## EXERCISE GOAL
Each entry must be given again exactly; images do not belong in the copy.

(Data entries)
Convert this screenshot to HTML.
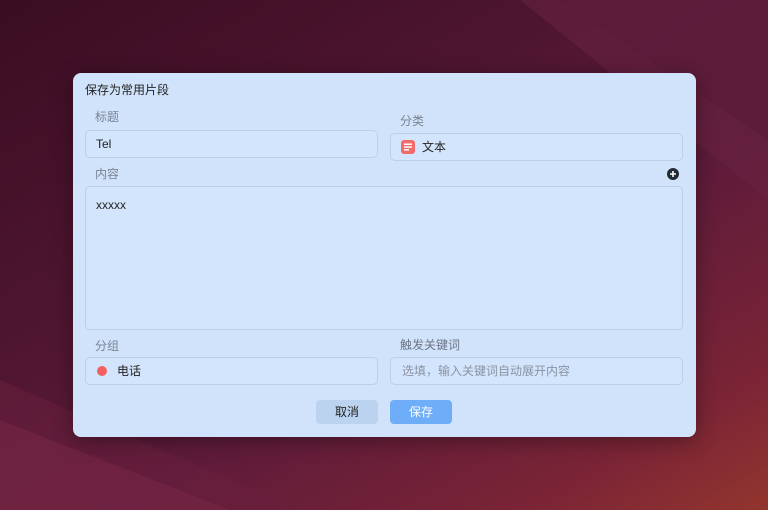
<!DOCTYPE html>
<html><head><meta charset="utf-8"><style>
*{margin:0;padding:0;box-sizing:border-box}
body{width:768px;height:510px;overflow:hidden;position:relative;font-family:"Liberation Sans","Noto Sans CJK SC",sans-serif;
background:linear-gradient(150deg,#3a0d22 0%,#4e1530 35%,#5e1b3a 60%,#7a2436 85%,#93352e 100%)}
.bg{position:absolute;inset:0}
.dlg{position:absolute;left:73px;top:73px;width:623px;height:364px;background:#d1e3fb;border-radius:8px;box-shadow:0 4px 20px rgba(0,0,0,.35)}
.t{position:absolute;font-size:12px;color:#222;line-height:16px}
.l{position:absolute;font-size:12px;color:#7a8494;line-height:16px}
.in{position:absolute;border:1px solid #bccfe8;border-radius:5px;background:#d3e5fc;font-size:12px;color:#222;line-height:26px}
.btn{position:absolute;top:327px;width:62px;height:24px;border-radius:4px;font-size:12px;text-align:center;line-height:24px}
</style></head><body>
<svg class="bg" width="768" height="510"><polygon points="520,0 768,0 768,200" fill="#6a2444" opacity=".5"/><polygon points="560,0 768,0 768,140" fill="#5a1a38" opacity=".6"/><polygon points="0,380 300,510 0,510" fill="#6a1f3e" opacity=".5"/><polygon points="0,420 230,510 0,510" fill="#7a2746" opacity=".5"/></svg>
<div class="dlg">
<div class="t" style="left:12px;top:9px">保存为常用片段</div>
<div class="l" style="left:22px;top:36px">标题</div>
<div class="in" style="left:12px;top:57px;width:293px;height:28px;padding:0 10px">Tel</div>
<div class="l" style="left:327px;top:40px">分类</div>
<div class="in" style="left:317px;top:60px;width:293px;height:28px;padding:0 0 0 31px">文本
<svg style="position:absolute;left:10px;top:6px" width="14" height="14"><rect width="14" height="14" rx="3" fill="#f26b6b"/><rect x="3" y="3.5" width="8" height="1.5" fill="#fff"/><rect x="3" y="6.3" width="8" height="1.5" fill="#fff"/><rect x="3" y="9.1" width="5" height="1.5" fill="#fff"/></svg></div>
<div class="l" style="left:22px;top:93px">内容</div>
<svg style="position:absolute;left:594px;top:95px" width="12" height="12"><circle cx="6" cy="6" r="6" fill="#222a33"/><path d="M6 3v6M3 6h6" stroke="#fff" stroke-width="1.6"/></svg>
<div class="in" style="left:12px;top:113px;width:598px;height:144px;padding:5px 10px">xxxxx</div>
<div class="l" style="left:22px;top:265px">分组</div>
<div class="in" style="left:12px;top:284px;width:293px;height:28px;padding:0 0 0 31px">电话<span style="position:absolute;left:11px;top:8px;width:10px;height:10px;border-radius:50%;background:#f26060"></span></div>
<div class="l" style="left:327px;top:264px;color:#6d7585">触发关键词</div>
<div class="in" style="left:317px;top:284px;width:293px;height:28px;padding:0 11px;color:#8a93a3">选填，输入关键词自动展开内容</div>
<div class="btn" style="left:243px;background:#bcd3f0;color:#222">取消</div>
<div class="btn" style="left:317px;background:#6eaef9;color:#fff">保存</div>
</div>
</body></html>
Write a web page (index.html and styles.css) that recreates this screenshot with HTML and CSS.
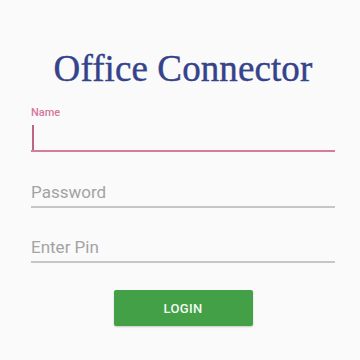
FILE: index.html
```html
<!DOCTYPE html>
<html>
<head>
<meta charset="utf-8">
<link rel="stylesheet" href="styles.css">
</head>
<body>
<div class="form">
  <h1 class="title">Office Connector</h1>
  <div class="field focused">
    <div class="label">Name</div>
    <div class="input"><span class="caret"></span></div>
  </div>
  <div class="field">
    <div class="placeholder">Password</div>
  </div>
  <div class="field pin">
    <div class="placeholder">Enter Pin</div>
  </div>
  <div class="actions">
    <button class="login">LOGIN</button>
  </div>
</div>
</body>
</html>
```
FILE: styles.css
```css
html, body {
  margin: 0;
  padding: 0;
  background: #fafafa;
  width: 360px;
  height: 360px;
  overflow: hidden;
}
.form {
  margin-left: 31px;
  width: 304px;
  display: flex;
  flex-direction: column;
  font-family: Roboto, "Noto Sans", sans-serif;
}
.title {
  margin: 48px 0 0 0;
  font-family: "Liberation Serif", "Times New Roman", serif;
  font-weight: normal;
  font-size: 37px;
  line-height: 42px;
  color: #34438a;
  text-align: center;
  letter-spacing: 0.1px;
  -webkit-text-stroke: 0.4px #34438a;
}
.field.focused {
  margin-top: 16px;
  border-bottom: 2px solid #d57b9b;
}
.label {
  font-size: 11px;
  line-height: 13px;
  font-weight: 500;
  color: #d7789a;
}
.input {
  height: 31px;
  display: flex;
  align-items: flex-end;
}
.caret {
  width: 2px;
  height: 25px;
  margin-left: 1px;
  background: #c06483;
}
.field {
  margin-top: 30px;
  border-bottom: 2px solid #c6c6c6;
}
.field.pin {
  margin-top: 29px;
}
.placeholder {
  font-size: 17px;
  line-height: 20px;
  color: #a3a3a3;
  padding-bottom: 4px;
}
.actions {
  margin-top: 27px;
  display: flex;
  justify-content: center;
}
.login {
  width: 139px;
  height: 36px;
  border: none;
  border-radius: 2px;
  background: #43a047;
  color: #f2fbf2;
  font-family: Roboto, sans-serif;
  font-weight: 500;
  font-size: 13px;
  letter-spacing: 0.3px;
  box-shadow: 0 1px 2px rgba(0,0,0,0.2);
  padding: 0;
}
```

## FINAL ANSWER
Convert this screenshot to HTML.
<!DOCTYPE html>
<html><head><meta charset="utf-8"><style>
*{margin:0;padding:0;box-sizing:border-box}
body{width:768px;height:510px;overflow:hidden;position:relative;font-family:"Liberation Sans","Noto Sans CJK SC",sans-serif;
background:linear-gradient(150deg,#3a0d22 0%,#4e1530 35%,#5e1b3a 60%,#7a2436 85%,#93352e 100%)}
.bg{position:absolute;inset:0}
.dlg{position:absolute;left:73px;top:73px;width:623px;height:364px;background:#d1e3fb;border-radius:8px;box-shadow:0 4px 20px rgba(0,0,0,.35)}
.t{position:absolute;font-size:12px;color:#222;line-height:16px}
.l{position:absolute;font-size:12px;color:#7a8494;line-height:16px}
.in{position:absolute;border:1px solid #bccfe8;border-radius:5px;background:#d3e5fc;font-size:12px;color:#222;line-height:26px}
.btn{position:absolute;top:327px;width:62px;height:24px;border-radius:4px;font-size:12px;text-align:center;line-height:24px}
</style></head><body>
<svg class="bg" width="768" height="510"><polygon points="520,0 768,0 768,200" fill="#6a2444" opacity=".5"/><polygon points="560,0 768,0 768,140" fill="#5a1a38" opacity=".6"/><polygon points="0,380 300,510 0,510" fill="#6a1f3e" opacity=".5"/><polygon points="0,420 230,510 0,510" fill="#7a2746" opacity=".5"/></svg>
<div class="dlg">
<div class="t" style="left:12px;top:9px">保存为常用片段</div>
<div class="l" style="left:22px;top:36px">标题</div>
<div class="in" style="left:12px;top:57px;width:293px;height:28px;padding:0 10px">Tel</div>
<div class="l" style="left:327px;top:40px">分类</div>
<div class="in" style="left:317px;top:60px;width:293px;height:28px;padding:0 0 0 31px">文本
<svg style="position:absolute;left:10px;top:6px" width="14" height="14"><rect width="14" height="14" rx="3" fill="#f26b6b"/><rect x="3" y="3.5" width="8" height="1.5" fill="#fff"/><rect x="3" y="6.3" width="8" height="1.5" fill="#fff"/><rect x="3" y="9.1" width="5" height="1.5" fill="#fff"/></svg></div>
<div class="l" style="left:22px;top:93px">内容</div>
<svg style="position:absolute;left:594px;top:95px" width="12" height="12"><circle cx="6" cy="6" r="6" fill="#222a33"/><path d="M6 3v6M3 6h6" stroke="#fff" stroke-width="1.6"/></svg>
<div class="in" style="left:12px;top:113px;width:598px;height:144px;padding:5px 10px">xxxxx</div>
<div class="l" style="left:22px;top:265px">分组</div>
<div class="in" style="left:12px;top:284px;width:293px;height:28px;padding:0 0 0 31px">电话<span style="position:absolute;left:11px;top:8px;width:10px;height:10px;border-radius:50%;background:#f26060"></span></div>
<div class="l" style="left:327px;top:264px;color:#6d7585">触发关键词</div>
<div class="in" style="left:317px;top:284px;width:293px;height:28px;padding:0 11px;color:#8a93a3">选填，输入关键词自动展开内容</div>
<div class="btn" style="left:243px;background:#bcd3f0;color:#222">取消</div>
<div class="btn" style="left:317px;background:#6eaef9;color:#fff">保存</div>
</div>
</body></html>
Write a web page (index.html and styles.css) that recreates this screenshot with HTML and CSS.
FILE: index.html
```html
<!DOCTYPE html>
<html>
<head>
<meta charset="utf-8">
<link rel="stylesheet" href="styles.css">
</head>
<body>
<div class="form">
  <h1 class="title">Office Connector</h1>
  <div class="field focused">
    <div class="label">Name</div>
    <div class="input"><span class="caret"></span></div>
  </div>
  <div class="field">
    <div class="placeholder">Password</div>
  </div>
  <div class="field pin">
    <div class="placeholder">Enter Pin</div>
  </div>
  <div class="actions">
    <button class="login">LOGIN</button>
  </div>
</div>
</body>
</html>
```
FILE: styles.css
```css
html, body {
  margin: 0;
  padding: 0;
  background: #fafafa;
  width: 360px;
  height: 360px;
  overflow: hidden;
}
.form {
  margin-left: 31px;
  width: 304px;
  display: flex;
  flex-direction: column;
  font-family: Roboto, "Noto Sans", sans-serif;
}
.title {
  margin: 48px 0 0 0;
  font-family: "Liberation Serif", "Times New Roman", serif;
  font-weight: normal;
  font-size: 37px;
  line-height: 42px;
  color: #34438a;
  text-align: center;
  letter-spacing: 0.1px;
  -webkit-text-stroke: 0.4px #34438a;
}
.field.focused {
  margin-top: 16px;
  border-bottom: 2px solid #d57b9b;
}
.label {
  font-size: 11px;
  line-height: 13px;
  font-weight: 500;
  color: #d7789a;
}
.input {
  height: 31px;
  display: flex;
  align-items: flex-end;
}
.caret {
  width: 2px;
  height: 25px;
  margin-left: 1px;
  background: #c06483;
}
.field {
  margin-top: 30px;
  border-bottom: 2px solid #c6c6c6;
}
.field.pin {
  margin-top: 29px;
}
.placeholder {
  font-size: 17px;
  line-height: 20px;
  color: #a3a3a3;
  padding-bottom: 4px;
}
.actions {
  margin-top: 27px;
  display: flex;
  justify-content: center;
}
.login {
  width: 139px;
  height: 36px;
  border: none;
  border-radius: 2px;
  background: #43a047;
  color: #f2fbf2;
  font-family: Roboto, sans-serif;
  font-weight: 500;
  font-size: 13px;
  letter-spacing: 0.3px;
  box-shadow: 0 1px 2px rgba(0,0,0,0.2);
  padding: 0;
}
```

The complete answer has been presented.